Health Canada urges safer gelatin for caps after BSE

Health Canada is calling on natural health product manufacturers to replace what is frequently bovine-sourced gelatin, a decision that coincides with a new case of "mad-cow disease" in the country.

Among other purposes, gelatin is used for encapsulating or formulating dietary supplements and can be made from a variety of animal materials. But Health Canada is now narrowing the scope of various gelatins it approved for sale in the past, so as to further ensure no potentially disease-causing agents are used.

The announcement could spell even more business for companies that have diversified into vegetarian alternatives to gelatin, as supplement makers hunt for replacements to fulfill tightening regulations.

In its announcement yesterday, the National Health Products Directorate (NHPD) said it "strongly encourages" manufacturers to use materials know to be safe, including plant materials, gelatin from certain animal bones, skin or hide.

The NHPD, Health Canada's regulating authority for natural health products, says it will allow manufacturers to continue using gelatin made from cattle, sheep, goat, deer and elk bones. However, the bones must not include the skull or vertebral column of the animals and suppliers have to submit documentation demonstrating they use required quality control measures during manufacturing.

But the gelatin industry has previously said that fear surrounding the use of its product in encapsulation is unfounded.

"We have totally proven that there is no link between gelatin and BSE," Oliver Wols of European gelatin specialist The Gelita Group told NutraIngredients.com in January.

Bovine spongiform encephalopathy is a degenerative and fatal disease of the nervous system in cattle. The first confirmed case was found in 1986 in the United Kingdom, peaking to an epidemic 35,000 cases in 1992.

The health scare over Creutzfeldt-Jakob disease, a rare human variant of BSE, then spread to other nations. This human strain is thought to be the result of eating cattle tissues infected with the BSE agent.

The latest BSE case, confirmed Tuesday, is the sixth to hit Canada since 2003. The cow, found in the province of Manitoba, was born before 1997 - the year Canada began restricting potentially dangerous feed.

It could serve as further impetus for capsule and ingredients manufacturers to move away from gelatin if they want to avoid the intense federal scrutiny that involves disclosing which part of an animal has been used.

The NHPD is sending notices to current licensees (Canada requires pre-market approval for dietary supplements) and license applicants. The authority says products not able to prove their gelatin meets requirements will be "subject to compliance action".
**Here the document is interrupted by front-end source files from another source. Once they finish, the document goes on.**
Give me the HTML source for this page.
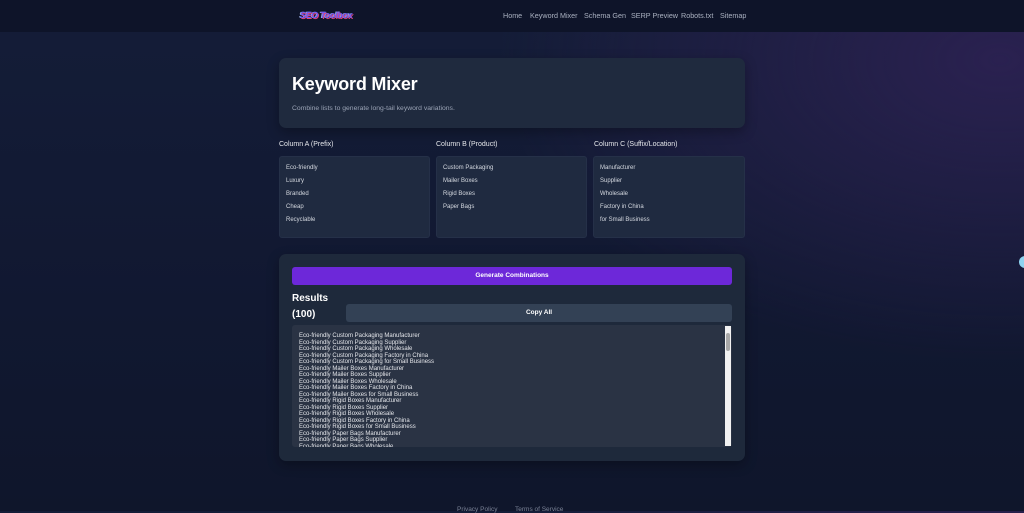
<!DOCTYPE html>
<html><head><style>
*{margin:0;padding:0;box-sizing:border-box}
body{width:1024px;height:511px;overflow:hidden;font-family:"Liberation Sans",sans-serif;background:radial-gradient(ellipse 500px 300px at 1000px 60px,#2a2150 0%,rgba(40,30,80,0) 100%),linear-gradient(180deg,#141d38 0%,#111831 60%,#0f162b 100%);color:#e5e7eb;position:relative}
.hdr{position:absolute;left:0;top:0;width:1024px;height:32px;background:#0e1429}
.logo{position:absolute;left:300px;top:10px;font:bold 9px "Liberation Sans";color:#6d5cf0;text-shadow:1px 1px 0 #e0457b,-1px 0 0 #9ad;letter-spacing:-.3px;transform:skewX(-10deg)}
.nav{position:absolute;top:11px;font-size:7.2px;color:#aab1c0}
.card{position:absolute;background:#1e293b;border-radius:7px;box-shadow:0 4px 12px rgba(0,0,0,.3)}
.lbl{position:absolute;top:141px;font-size:7px;color:#e5e7eb}
.ta{position:absolute;top:156px;width:151px;height:82px;background:#1f2a40;border-radius:3px;border:1px solid #253048;font-size:6px;color:#d5d9e0;padding:5px 6px;line-height:13px}
.res{position:absolute;left:292px;top:325px;width:440px;height:122px;background:#2a3344;border-radius:3px;overflow:hidden;padding:8px 7px;font-size:6px;line-height:6.5px;color:#e5e7eb}
</style></head><body>
<div class="hdr"></div>
<div class="logo">SEO Toolbox</div>
<div class="nav" style="left:503px">Home</div>
<div class="nav" style="left:530px">Keyword Mixer</div>
<div class="nav" style="left:584px">Schema Gen</div>
<div class="nav" style="left:631px">SERP Preview</div>
<div class="nav" style="left:681px">Robots.txt</div>
<div class="nav" style="left:720px">Sitemap</div>

<div class="card" style="left:279px;top:58px;width:466px;height:70px;background:#1f2a3e"></div>
<div style="position:absolute;left:292px;top:74px;font-size:18px;font-weight:bold;color:#fff;letter-spacing:-.2px">Keyword Mixer</div>
<div style="position:absolute;left:292px;top:105px;font-size:6.8px;color:#9aa3b5">Combine lists to generate long-tail keyword variations.</div>

<div class="lbl" style="left:279px">Column A (Prefix)</div>
<div class="lbl" style="left:436px">Column B (Product)</div>
<div class="lbl" style="left:594px">Column C (Suffix/Location)</div>
<div class="ta" style="left:279px">Eco-friendly<br>Luxury<br>Branded<br>Cheap<br>Recyclable</div>
<div class="ta" style="left:436px">Custom Packaging<br>Mailer Boxes<br>Rigid Boxes<br>Paper Bags</div>
<div class="ta" style="left:593px;width:152px">Manufacturer<br>Supplier<br>Wholesale<br>Factory in China<br>for Small Business</div>

<div class="card" style="left:279px;top:254px;width:466px;height:207px"></div>
<div style="position:absolute;left:292px;top:267px;width:440px;height:18px;background:#6d28d9;border-radius:3px;font-size:6.5px;font-weight:bold;color:#fff;text-align:center;line-height:18px">Generate Combinations</div>
<div style="position:absolute;left:292px;top:291px;font-size:10px;font-weight:bold;color:#fff;line-height:16px">Results<br>(100)</div>
<div style="position:absolute;left:346px;top:304px;width:386px;height:18px;background:#334155;border-radius:3px;font-size:6.5px;font-weight:bold;color:#fff;text-align:center;line-height:18px">Copy All</div>
<div class="res">Eco-friendly Custom Packaging Manufacturer<br>Eco-friendly Custom Packaging Supplier<br>Eco-friendly Custom Packaging Wholesale<br>Eco-friendly Custom Packaging Factory in China<br>Eco-friendly Custom Packaging for Small Business<br>Eco-friendly Mailer Boxes Manufacturer<br>Eco-friendly Mailer Boxes Supplier<br>Eco-friendly Mailer Boxes Wholesale<br>Eco-friendly Mailer Boxes Factory in China<br>Eco-friendly Mailer Boxes for Small Business<br>Eco-friendly Rigid Boxes Manufacturer<br>Eco-friendly Rigid Boxes Supplier<br>Eco-friendly Rigid Boxes Wholesale<br>Eco-friendly Rigid Boxes Factory in China<br>Eco-friendly Rigid Boxes for Small Business<br>Eco-friendly Paper Bags Manufacturer<br>Eco-friendly Paper Bags Supplier<br>Eco-friendly Paper Bags Wholesale</div>
<div style="position:absolute;left:725px;top:326px;width:6px;height:120px;background:#f1f1f1"></div>
<div style="position:absolute;left:726px;top:333px;width:4px;height:18px;background:#a8a8a8;border-radius:2px"></div>

<div style="position:absolute;left:457px;top:506px;font-size:6.5px;color:#7a8296">Privacy Policy</div>
<div style="position:absolute;left:515px;top:506px;font-size:6.5px;color:#7a8296">Terms of Service</div>
<div style="position:absolute;left:1019px;top:256px;width:12px;height:12px;border-radius:50%;background:#8fd3f0"></div>
</body></html>
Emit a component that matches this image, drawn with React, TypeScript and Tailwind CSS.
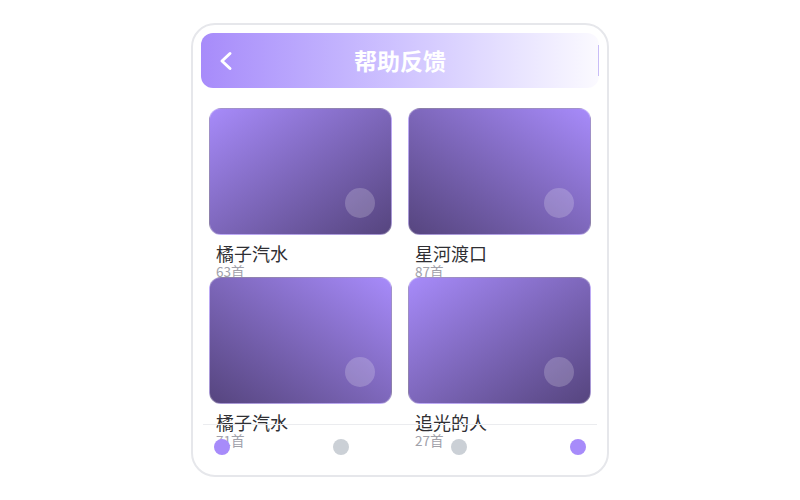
const playlists = [
  { title: '橘子汽水', count: '63首', dir: 'bg-gradient-to-br' },
  { title: '星河渡口', count: '87首', dir: 'bg-gradient-to-bl' },
  { title: '橘子汽水', count: '71首', dir: 'bg-gradient-to-bl' },
  { title: '追光的人', count: '27首', dir: 'bg-gradient-to-br' },
];

const tabs = [true, false, false, true];

export default function App() {
  return (
    <div
      className="w-full h-screen bg-white flex items-center justify-center"
      style={{ fontFamily: '"Noto Sans CJK SC", "Noto Sans", sans-serif' }}
    >
      <div className="relative w-[418px] h-[454px] rounded-[24px] border-2 border-[#e6e7eb] bg-white overflow-hidden flex flex-col">
        {/* Header */}
        <div className="relative m-2 mb-0 h-[55px] rounded-xl bg-gradient-to-r from-[#a78bfa] to-[#fbfaff] flex items-center justify-center">
          <button className="absolute left-[18px] top-1/2 -translate-y-1/2 text-white">
            <svg width="14" height="20" viewBox="0 0 14 20" fill="none">
              <polyline
                points="11,2.5 3,10 11,17.5"
                stroke="currentColor"
                strokeWidth="3"
                strokeLinecap="round"
                strokeLinejoin="round"
              />
            </svg>
          </button>
          <h1 className="text-[23px] font-bold text-white leading-none">帮助反馈</h1>
          <span className="absolute right-0 top-3 bottom-3 w-px bg-[#c9bdf7]" />
        </div>

        {/* Grid */}
        <div className="grid grid-cols-2 gap-4 px-4 pt-5">
          {playlists.map((item, i) => (
            <div key={i} className="h-[153px]">
              <div
                className={`relative h-[127px] rounded-xl border border-white/30 ${item.dir} from-[#a78bfa] to-[#56457f]`}
              >
                <div className="absolute right-4 bottom-4 w-[30px] h-[30px] rounded-full bg-white/20" />
              </div>
              <div className="pl-[7px] mt-[8px]">
                <div className="text-[18px] leading-[20px] text-[#2f2f33]">{item.title}</div>
                <div className="text-[13.5px] leading-[16px] text-[#a1a1aa]">{item.count}</div>
              </div>
            </div>
          ))}
        </div>

        {/* Tab bar */}
        <div className="absolute left-[10px] right-[10px] bottom-0 h-[51px] border-t border-[#ebecef] flex justify-between items-start pt-[14px] px-[11px]">
          {tabs.map((active, i) => (
            <div
              key={i}
              className={`w-4 h-4 rounded-full ${active ? 'bg-[#a78bfa]' : 'bg-[#cbd0d6]'}`}
            />
          ))}
        </div>
      </div>
    </div>
  );
}
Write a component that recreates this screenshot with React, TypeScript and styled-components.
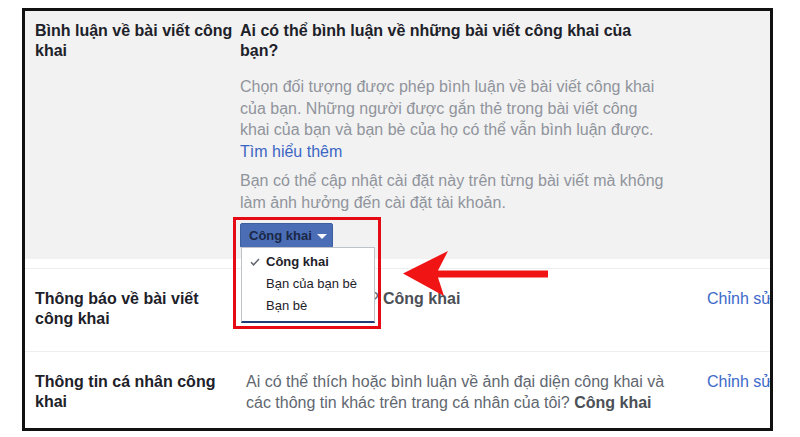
import styled, { createGlobalStyle } from "styled-components";

const GlobalStyle = createGlobalStyle`
  html, body {
    margin: 0;
    padding: 0;
    background: #ffffff;
  }
  body {
    font-family: "Liberation Sans", Arial, sans-serif;
    -webkit-font-smoothing: antialiased;
  }
`;

const Page = styled.div`
  width: 800px;
  height: 437px;
  padding: 8px 0 0 22px;
  box-sizing: border-box;
`;

const Frame = styled.div`
  position: relative;
  width: 751px;
  height: 423px;
  box-sizing: border-box;
  border: 3px solid #111111;
  overflow: hidden;
  background: #ffffff;
`;

const Section = styled.div<{ $shaded?: boolean; $gap: number }>`
  display: grid;
  grid-template-columns: 202px ${(p) => (p.$shaded ? "428px" : "430px")} auto;
  column-gap: ${(p) => p.$gap}px;
  align-items: start;
  background: ${(p) => (p.$shaded ? "#f2f2f2" : "transparent")};
  padding: ${(p) => (p.$shaded ? "10px 0 11px 10px" : "20px 0 22px 10px")};
  border-top: ${(p) => (p.$shaded ? "none" : "1px solid #eceef0")};
`;

const Rows = styled.div`
  margin-top: 9px;
  width: 900px;
`;

const Label = styled.div`
  font-size: 16px;
  line-height: 20px;
  font-weight: bold;
  color: #1d2129;
`;

const Content = styled.div``;

const Heading = styled.div`
  font-size: 16px;
  line-height: 20px;
  font-weight: bold;
  color: #1d2129;
`;

const Paragraph = styled.p<{ $space: number }>`
  margin: ${(p) => p.$space}px 0 0;
  font-size: 16px;
  line-height: 21.5px;
  color: #90949c;
`;

const Link = styled.a`
  color: #3b66c4;
  text-decoration: none;
  cursor: pointer;
`;

const Value = styled.div`
  font-size: 16px;
  line-height: 20.5px;
  color: #616770;

  b {
    color: #4b4f56;
  }
`;

const Edit = styled.a`
  font-size: 16px;
  line-height: 20.5px;
  color: #3c69c9;
  white-space: nowrap;
  padding-left: 22px;
`;

const Picker = styled.div`
  position: relative;
  display: inline-block;
  margin-top: 10px;
`;

const PickerButton = styled.button`
  display: flex;
  align-items: center;
  gap: 5px;
  height: 25px;
  padding: 0 5px 0 8px;
  border: 1px solid #3e5f9f;
  border-radius: 2px;
  background: #4a6db5;
  color: #1a2746;
  font-family: "Liberation Sans", Arial, sans-serif;
  font-size: 13px;
  font-weight: bold;
`;

const Caret = styled.span`
  width: 0;
  height: 0;
  border-left: 5px solid transparent;
  border-right: 5px solid transparent;
  border-top: 5px solid #f4f6fb;
  margin-top: 1px;
`;

const Menu = styled.ul`
  position: absolute;
  left: 1px;
  top: 24px;
  width: 134px;
  height: 76px;
  box-sizing: border-box;
  margin: 0;
  padding: 3px 0 0;
  list-style: none;
  background: #ffffff;
  border: 1px solid #bec3c9;
  border-bottom: 2px solid #1d3c78;
`;

const MenuItem = styled.li<{ $selected?: boolean }>`
  position: relative;
  padding-left: 24px;
  font-size: 13px;
  line-height: 22px;
  color: #1d2129;
  font-weight: ${(p) => (p.$selected ? "bold" : "normal")};
  white-space: nowrap;
`;

const Check = styled.svg`
  position: absolute;
  left: 8px;
  top: 7px;
`;

const Highlight = styled.div`
  position: absolute;
  left: -7px;
  top: -6px;
  width: 148px;
  height: 112px;
  box-sizing: border-box;
  border: 3px solid #e60a14;
  pointer-events: none;
`;

const Arrow = styled.svg`
  position: absolute;
  left: 378px;
  top: 239px;
`;

export default function App() {
  return (
    <>
      <GlobalStyle />
      <Page>
        <Frame>
          <Section $shaded $gap={3}>
            <Label>Bình luận về bài viết công khai</Label>
            <Content>
              <Heading>Ai có thể bình luận về những bài viết công khai của bạn?</Heading>
              <Paragraph $space={15}>
                Chọn đối tượng được phép bình luận về bài viết công khai của bạn. Những người được gắn
                thẻ trong bài viết công khai của bạn và bạn bè của họ có thể vẫn bình luận được.{" "}
                <Link>Tìm hiểu thêm</Link>
              </Paragraph>
              <Paragraph $space={8}>
                Bạn có thể cập nhật cài đặt này trên từng bài viết mà không làm ảnh hưởng đến cài đặt
                tài khoản.
              </Paragraph>
              <Picker>
                <PickerButton>
                  Công khai
                  <Caret />
                </PickerButton>
                <Menu>
                  <MenuItem $selected>
                    <Check width="10" height="8" viewBox="0 0 10 8">
                      <path d="M1 4.2 L3.6 6.8 L9 1" fill="none" stroke="#606770" strokeWidth="1.5" />
                    </Check>
                    Công khai
                  </MenuItem>
                  <MenuItem>Bạn của bạn bè</MenuItem>
                  <MenuItem>Bạn bè</MenuItem>
                </Menu>
                <Highlight />
              </Picker>
            </Content>
          </Section>

          <Rows>
            <Section $gap={9}>
              <Label>Thông báo về bài viết công khai</Label>
              <Value>
                Ai có thể theo dõi? <b>Công khai</b>
              </Value>
              <Edit>Chỉnh sửa</Edit>
            </Section>
            <Section $gap={9}>
              <Label>Thông tin cá nhân công khai</Label>
              <Value>
                Ai có thể thích hoặc bình luận về ảnh đại diện công khai và các thông tin khác trên
                trang cá nhân của tôi? <b>Công khai</b>
              </Value>
              <Edit>Chỉnh sửa</Edit>
            </Section>
          </Rows>

          <Arrow width="146" height="48" viewBox="0 0 146 48">
            <polygon
              points="0,23.5 45,1 35,20.5 145,20.5 145,27.5 35,27.5 41,46"
              fill="#f01414"
            />
          </Arrow>
        </Frame>
      </Page>
    </>
  );
}
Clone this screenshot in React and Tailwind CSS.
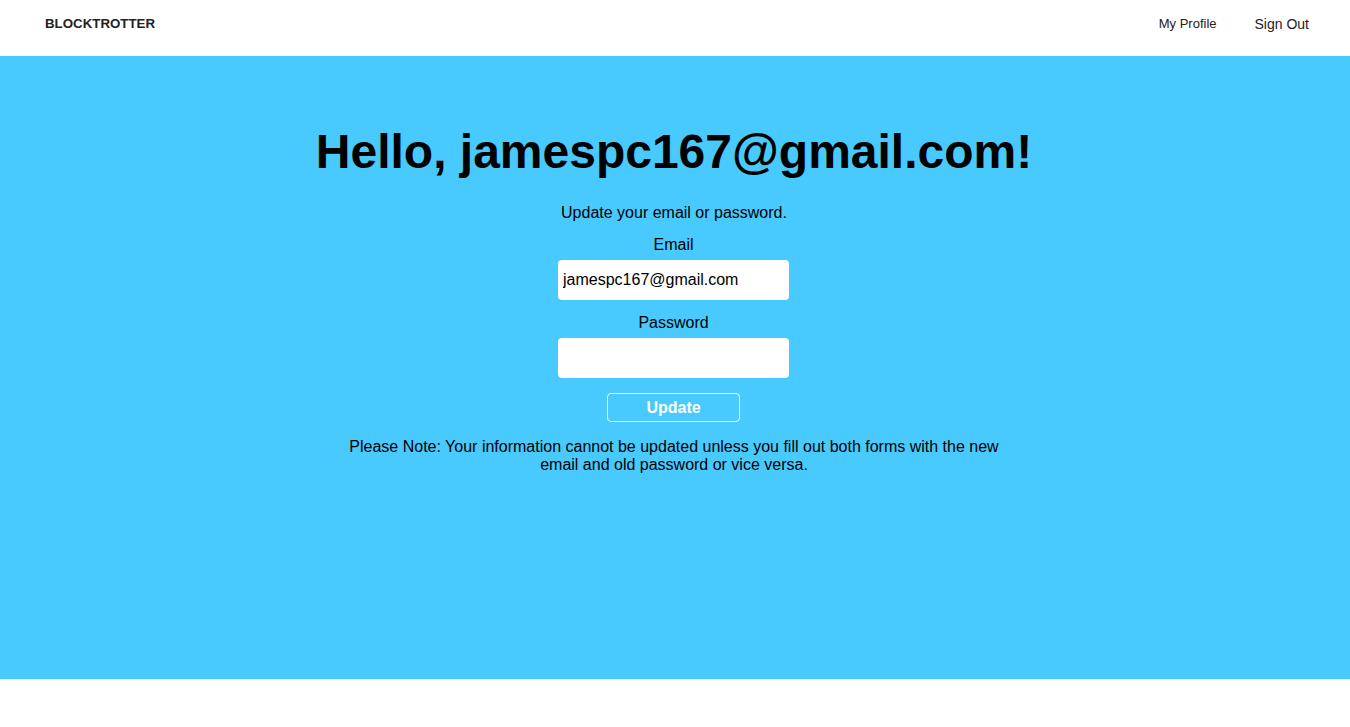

Plant-based capsule makers are vying for a larger slice of the market. In the past two years, the size of the US vegetable capsule market has grown by 54 percent. The market for such softgels rose from $43.3m in 2004 to $66.6m in the year ending May 2006, according to natural products industry market researcher SPINS.

Capsugel, a division of pharmaceutical giant Pfizer, has been at the forefront of vegetarian capsule innovation, with an entire Mexican facility devoted to making plant fiber softgels.

The Canadian Food Inspection Agency (CFIA) is also confident its beef supply is safe.

"Based on the over 115,000 animals tested since Canada's first case in 2003, the CFIA is confident that the level of BSE in the national cattle herd is very low," the CFIA said in a written statement.